* INSTRUCTIONS TO FOLLOW *
Write out each line exactly as given. Leave the pictures out of your copy.
+++
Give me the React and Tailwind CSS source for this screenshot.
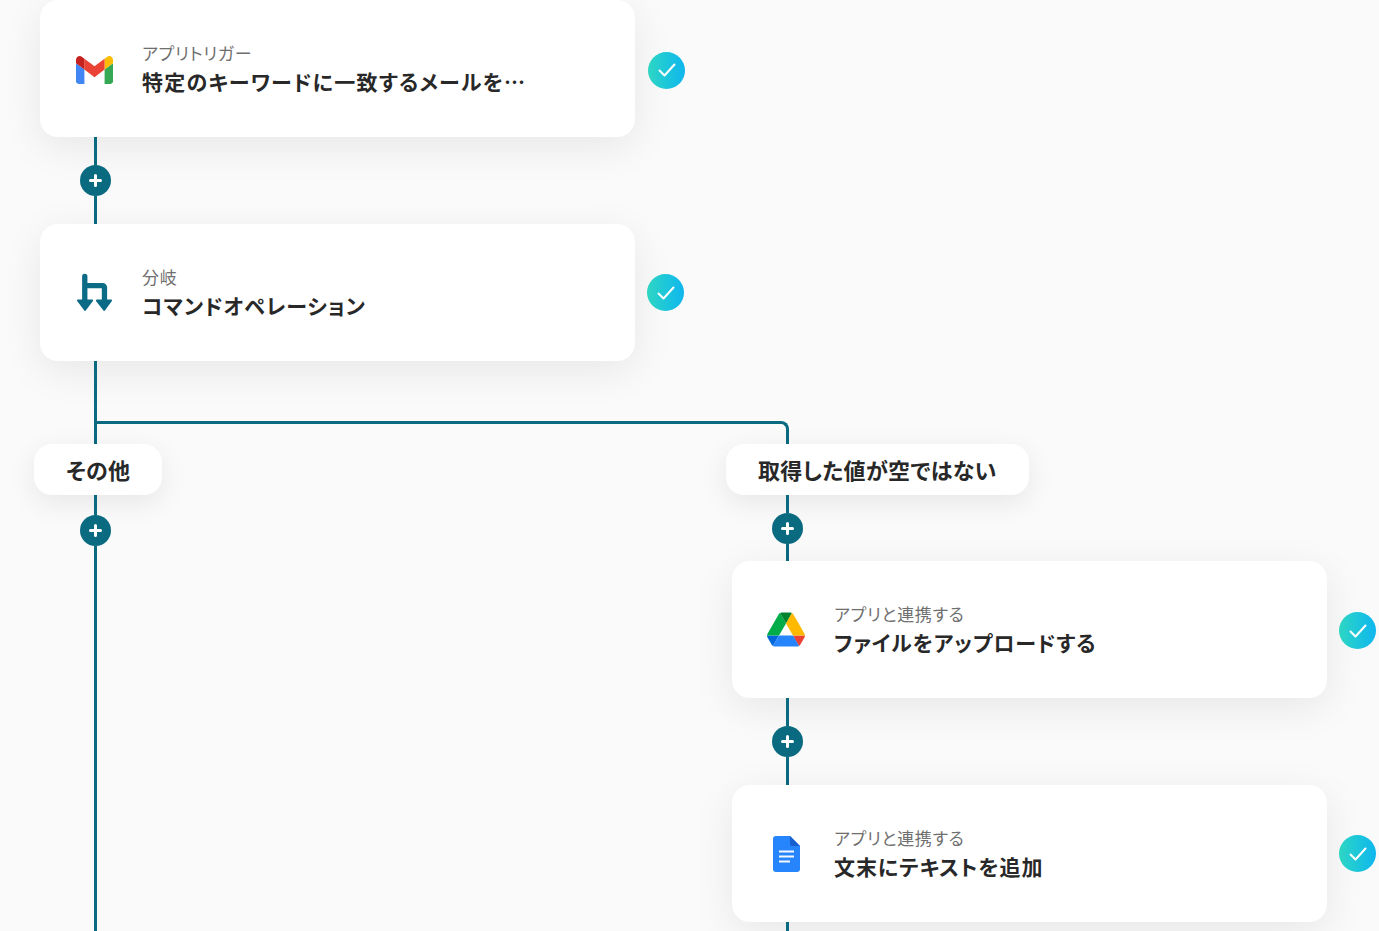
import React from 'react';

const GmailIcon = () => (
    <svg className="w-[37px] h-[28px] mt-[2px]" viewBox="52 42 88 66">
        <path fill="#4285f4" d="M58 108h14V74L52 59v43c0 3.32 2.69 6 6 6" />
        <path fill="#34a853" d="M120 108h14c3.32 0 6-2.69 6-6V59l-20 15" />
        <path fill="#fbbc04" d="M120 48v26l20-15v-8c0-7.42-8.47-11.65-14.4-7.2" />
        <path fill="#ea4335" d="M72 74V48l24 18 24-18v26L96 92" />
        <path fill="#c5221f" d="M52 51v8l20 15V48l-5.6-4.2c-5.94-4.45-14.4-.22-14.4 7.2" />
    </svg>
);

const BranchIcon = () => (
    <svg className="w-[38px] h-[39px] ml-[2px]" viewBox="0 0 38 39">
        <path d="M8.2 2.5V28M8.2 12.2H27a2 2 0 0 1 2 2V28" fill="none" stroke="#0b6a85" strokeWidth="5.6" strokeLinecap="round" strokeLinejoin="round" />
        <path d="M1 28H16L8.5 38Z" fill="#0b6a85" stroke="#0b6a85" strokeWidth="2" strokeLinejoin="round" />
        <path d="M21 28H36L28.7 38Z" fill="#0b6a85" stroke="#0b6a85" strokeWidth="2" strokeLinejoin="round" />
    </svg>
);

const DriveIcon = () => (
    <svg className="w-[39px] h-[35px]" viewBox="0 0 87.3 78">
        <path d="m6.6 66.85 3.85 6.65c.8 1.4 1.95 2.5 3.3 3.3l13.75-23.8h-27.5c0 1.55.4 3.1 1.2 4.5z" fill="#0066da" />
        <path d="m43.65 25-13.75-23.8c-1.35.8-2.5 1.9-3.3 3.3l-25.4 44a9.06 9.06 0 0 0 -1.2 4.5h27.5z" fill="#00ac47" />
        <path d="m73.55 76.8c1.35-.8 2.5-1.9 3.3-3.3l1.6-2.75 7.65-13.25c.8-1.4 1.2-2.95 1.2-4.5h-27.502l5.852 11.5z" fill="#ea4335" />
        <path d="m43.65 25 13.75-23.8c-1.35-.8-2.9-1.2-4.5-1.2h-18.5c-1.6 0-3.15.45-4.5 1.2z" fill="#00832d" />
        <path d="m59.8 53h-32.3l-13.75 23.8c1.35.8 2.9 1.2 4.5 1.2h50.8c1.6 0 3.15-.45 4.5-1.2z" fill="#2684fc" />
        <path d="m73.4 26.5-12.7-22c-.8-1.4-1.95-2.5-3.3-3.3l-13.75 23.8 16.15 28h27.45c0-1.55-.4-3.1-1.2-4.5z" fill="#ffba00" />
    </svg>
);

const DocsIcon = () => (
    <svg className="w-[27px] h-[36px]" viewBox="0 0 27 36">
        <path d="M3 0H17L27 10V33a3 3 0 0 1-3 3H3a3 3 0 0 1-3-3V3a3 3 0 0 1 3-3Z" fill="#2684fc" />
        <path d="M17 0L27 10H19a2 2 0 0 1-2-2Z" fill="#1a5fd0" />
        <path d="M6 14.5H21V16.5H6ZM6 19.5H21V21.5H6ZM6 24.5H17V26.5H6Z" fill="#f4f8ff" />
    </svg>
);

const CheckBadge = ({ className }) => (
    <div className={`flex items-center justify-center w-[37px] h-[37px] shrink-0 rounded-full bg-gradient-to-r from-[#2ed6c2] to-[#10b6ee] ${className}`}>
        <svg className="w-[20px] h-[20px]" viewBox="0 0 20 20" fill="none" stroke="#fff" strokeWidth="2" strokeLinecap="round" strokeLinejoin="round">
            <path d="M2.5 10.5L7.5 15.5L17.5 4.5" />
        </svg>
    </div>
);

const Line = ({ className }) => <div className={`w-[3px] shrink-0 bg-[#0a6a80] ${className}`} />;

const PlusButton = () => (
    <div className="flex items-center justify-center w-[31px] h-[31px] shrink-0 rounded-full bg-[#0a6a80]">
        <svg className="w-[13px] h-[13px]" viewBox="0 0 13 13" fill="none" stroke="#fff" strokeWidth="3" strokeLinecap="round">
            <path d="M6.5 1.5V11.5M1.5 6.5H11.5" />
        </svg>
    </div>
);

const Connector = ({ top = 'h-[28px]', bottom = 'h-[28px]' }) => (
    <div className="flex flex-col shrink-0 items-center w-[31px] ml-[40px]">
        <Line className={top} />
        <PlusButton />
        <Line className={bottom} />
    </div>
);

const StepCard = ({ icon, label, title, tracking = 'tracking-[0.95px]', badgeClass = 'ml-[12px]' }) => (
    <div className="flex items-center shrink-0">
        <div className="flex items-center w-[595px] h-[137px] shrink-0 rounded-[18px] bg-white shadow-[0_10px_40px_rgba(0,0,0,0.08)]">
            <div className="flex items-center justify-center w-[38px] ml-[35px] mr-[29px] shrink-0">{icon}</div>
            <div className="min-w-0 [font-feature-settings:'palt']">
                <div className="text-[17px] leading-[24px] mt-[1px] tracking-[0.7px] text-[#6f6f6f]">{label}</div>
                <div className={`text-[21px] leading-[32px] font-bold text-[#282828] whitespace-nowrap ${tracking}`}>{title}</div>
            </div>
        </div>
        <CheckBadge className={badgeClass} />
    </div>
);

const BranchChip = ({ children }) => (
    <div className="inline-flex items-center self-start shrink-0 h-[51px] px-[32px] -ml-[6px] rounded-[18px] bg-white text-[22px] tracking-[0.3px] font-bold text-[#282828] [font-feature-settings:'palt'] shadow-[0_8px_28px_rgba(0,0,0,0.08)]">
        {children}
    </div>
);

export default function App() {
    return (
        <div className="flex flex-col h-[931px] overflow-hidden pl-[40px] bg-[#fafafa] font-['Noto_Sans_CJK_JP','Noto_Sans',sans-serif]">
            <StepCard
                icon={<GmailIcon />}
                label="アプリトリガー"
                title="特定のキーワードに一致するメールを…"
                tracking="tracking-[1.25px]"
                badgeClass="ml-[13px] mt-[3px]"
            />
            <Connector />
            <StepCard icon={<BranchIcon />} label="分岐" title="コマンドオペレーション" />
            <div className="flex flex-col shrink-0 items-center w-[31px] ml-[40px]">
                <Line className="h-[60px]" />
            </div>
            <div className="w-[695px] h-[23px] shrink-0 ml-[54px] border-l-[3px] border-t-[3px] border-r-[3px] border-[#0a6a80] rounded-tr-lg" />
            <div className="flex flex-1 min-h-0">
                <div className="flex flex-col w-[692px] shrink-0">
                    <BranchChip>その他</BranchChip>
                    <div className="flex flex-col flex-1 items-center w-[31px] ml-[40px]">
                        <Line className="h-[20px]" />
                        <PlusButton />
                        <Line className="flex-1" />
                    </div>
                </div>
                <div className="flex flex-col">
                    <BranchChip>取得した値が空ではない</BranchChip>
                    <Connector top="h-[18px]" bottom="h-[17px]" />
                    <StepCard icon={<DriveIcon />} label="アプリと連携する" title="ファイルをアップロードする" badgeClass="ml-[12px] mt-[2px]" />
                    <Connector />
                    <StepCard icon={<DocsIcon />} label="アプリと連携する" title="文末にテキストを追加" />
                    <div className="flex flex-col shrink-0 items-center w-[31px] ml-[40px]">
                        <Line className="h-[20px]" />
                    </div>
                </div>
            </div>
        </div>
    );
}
+++
* PROBLEM SOLUTION *
Give me the React and Tailwind CSS source for this screenshot.
import React from 'react';

const GmailIcon = () => (
    <svg className="w-[37px] h-[28px] mt-[2px]" viewBox="52 42 88 66">
        <path fill="#4285f4" d="M58 108h14V74L52 59v43c0 3.32 2.69 6 6 6" />
        <path fill="#34a853" d="M120 108h14c3.32 0 6-2.69 6-6V59l-20 15" />
        <path fill="#fbbc04" d="M120 48v26l20-15v-8c0-7.42-8.47-11.65-14.4-7.2" />
        <path fill="#ea4335" d="M72 74V48l24 18 24-18v26L96 92" />
        <path fill="#c5221f" d="M52 51v8l20 15V48l-5.6-4.2c-5.94-4.45-14.4-.22-14.4 7.2" />
    </svg>
);

const BranchIcon = () => (
    <svg className="w-[38px] h-[39px] ml-[2px]" viewBox="0 0 38 39">
        <path d="M8.2 2.5V28M8.2 12.2H27a2 2 0 0 1 2 2V28" fill="none" stroke="#0b6a85" strokeWidth="5.6" strokeLinecap="round" strokeLinejoin="round" />
        <path d="M1 28H16L8.5 38Z" fill="#0b6a85" stroke="#0b6a85" strokeWidth="2" strokeLinejoin="round" />
        <path d="M21 28H36L28.7 38Z" fill="#0b6a85" stroke="#0b6a85" strokeWidth="2" strokeLinejoin="round" />
    </svg>
);

const DriveIcon = () => (
    <svg className="w-[39px] h-[35px]" viewBox="0 0 87.3 78">
        <path d="m6.6 66.85 3.85 6.65c.8 1.4 1.95 2.5 3.3 3.3l13.75-23.8h-27.5c0 1.55.4 3.1 1.2 4.5z" fill="#0066da" />
        <path d="m43.65 25-13.75-23.8c-1.35.8-2.5 1.9-3.3 3.3l-25.4 44a9.06 9.06 0 0 0 -1.2 4.5h27.5z" fill="#00ac47" />
        <path d="m73.55 76.8c1.35-.8 2.5-1.9 3.3-3.3l1.6-2.75 7.65-13.25c.8-1.4 1.2-2.95 1.2-4.5h-27.502l5.852 11.5z" fill="#ea4335" />
        <path d="m43.65 25 13.75-23.8c-1.35-.8-2.9-1.2-4.5-1.2h-18.5c-1.6 0-3.15.45-4.5 1.2z" fill="#00832d" />
        <path d="m59.8 53h-32.3l-13.75 23.8c1.35.8 2.9 1.2 4.5 1.2h50.8c1.6 0 3.15-.45 4.5-1.2z" fill="#2684fc" />
        <path d="m73.4 26.5-12.7-22c-.8-1.4-1.95-2.5-3.3-3.3l-13.75 23.8 16.15 28h27.45c0-1.55-.4-3.1-1.2-4.5z" fill="#ffba00" />
    </svg>
);

const DocsIcon = () => (
    <svg className="w-[27px] h-[36px]" viewBox="0 0 27 36">
        <path d="M3 0H17L27 10V33a3 3 0 0 1-3 3H3a3 3 0 0 1-3-3V3a3 3 0 0 1 3-3Z" fill="#2684fc" />
        <path d="M17 0L27 10H19a2 2 0 0 1-2-2Z" fill="#1a5fd0" />
        <path d="M6 14.5H21V16.5H6ZM6 19.5H21V21.5H6ZM6 24.5H17V26.5H6Z" fill="#f4f8ff" />
    </svg>
);

const CheckBadge = ({ className }) => (
    <div className={`flex items-center justify-center w-[37px] h-[37px] shrink-0 rounded-full bg-gradient-to-r from-[#2ed6c2] to-[#10b6ee] ${className}`}>
        <svg className="w-[20px] h-[20px]" viewBox="0 0 20 20" fill="none" stroke="#fff" strokeWidth="2" strokeLinecap="round" strokeLinejoin="round">
            <path d="M2.5 10.5L7.5 15.5L17.5 4.5" />
        </svg>
    </div>
);

const Line = ({ className }) => <div className={`w-[3px] shrink-0 bg-[#0a6a80] ${className}`} />;

const PlusButton = () => (
    <div className="flex items-center justify-center w-[31px] h-[31px] shrink-0 rounded-full bg-[#0a6a80]">
        <svg className="w-[13px] h-[13px]" viewBox="0 0 13 13" fill="none" stroke="#fff" strokeWidth="3" strokeLinecap="round">
            <path d="M6.5 1.5V11.5M1.5 6.5H11.5" />
        </svg>
    </div>
);

const Connector = ({ top = 'h-[28px]', bottom = 'h-[28px]' }) => (
    <div className="flex flex-col shrink-0 items-center w-[31px] ml-[40px]">
        <Line className={top} />
        <PlusButton />
        <Line className={bottom} />
    </div>
);

const StepCard = ({ icon, label, title, tracking = 'tracking-[0.95px]', badgeClass = 'ml-[12px]' }) => (
    <div className="flex items-center shrink-0">
        <div className="flex items-center w-[595px] h-[137px] shrink-0 rounded-[18px] bg-white shadow-[0_10px_40px_rgba(0,0,0,0.08)]">
            <div className="flex items-center justify-center w-[38px] ml-[35px] mr-[29px] shrink-0">{icon}</div>
            <div className="min-w-0 [font-feature-settings:'palt']">
                <div className="text-[17px] leading-[24px] mt-[1px] tracking-[0.7px] text-[#6f6f6f]">{label}</div>
                <div className={`text-[21px] leading-[32px] font-bold text-[#282828] whitespace-nowrap ${tracking}`}>{title}</div>
            </div>
        </div>
        <CheckBadge className={badgeClass} />
    </div>
);

const BranchChip = ({ children }) => (
    <div className="inline-flex items-center self-start shrink-0 h-[51px] px-[32px] -ml-[6px] rounded-[18px] bg-white text-[22px] tracking-[0.3px] font-bold text-[#282828] [font-feature-settings:'palt'] shadow-[0_8px_28px_rgba(0,0,0,0.08)]">
        {children}
    </div>
);

export default function App() {
    return (
        <div className="flex flex-col h-[931px] overflow-hidden pl-[40px] bg-[#fafafa] font-['Noto_Sans_CJK_JP','Noto_Sans',sans-serif]">
            <StepCard
                icon={<GmailIcon />}
                label="アプリトリガー"
                title="特定のキーワードに一致するメールを…"
                tracking="tracking-[1.25px]"
                badgeClass="ml-[13px] mt-[3px]"
            />
            <Connector />
            <StepCard icon={<BranchIcon />} label="分岐" title="コマンドオペレーション" />
            <div className="flex flex-col shrink-0 items-center w-[31px] ml-[40px]">
                <Line className="h-[60px]" />
            </div>
            <div className="w-[695px] h-[23px] shrink-0 ml-[54px] border-l-[3px] border-t-[3px] border-r-[3px] border-[#0a6a80] rounded-tr-lg" />
            <div className="flex flex-1 min-h-0">
                <div className="flex flex-col w-[692px] shrink-0">
                    <BranchChip>その他</BranchChip>
                    <div className="flex flex-col flex-1 items-center w-[31px] ml-[40px]">
                        <Line className="h-[20px]" />
                        <PlusButton />
                        <Line className="flex-1" />
                    </div>
                </div>
                <div className="flex flex-col">
                    <BranchChip>取得した値が空ではない</BranchChip>
                    <Connector top="h-[18px]" bottom="h-[17px]" />
                    <StepCard icon={<DriveIcon />} label="アプリと連携する" title="ファイルをアップロードする" badgeClass="ml-[12px] mt-[2px]" />
                    <Connector />
                    <StepCard icon={<DocsIcon />} label="アプリと連携する" title="文末にテキストを追加" />
                    <div className="flex flex-col shrink-0 items-center w-[31px] ml-[40px]">
                        <Line className="h-[20px]" />
                    </div>
                </div>
            </div>
        </div>
    );
}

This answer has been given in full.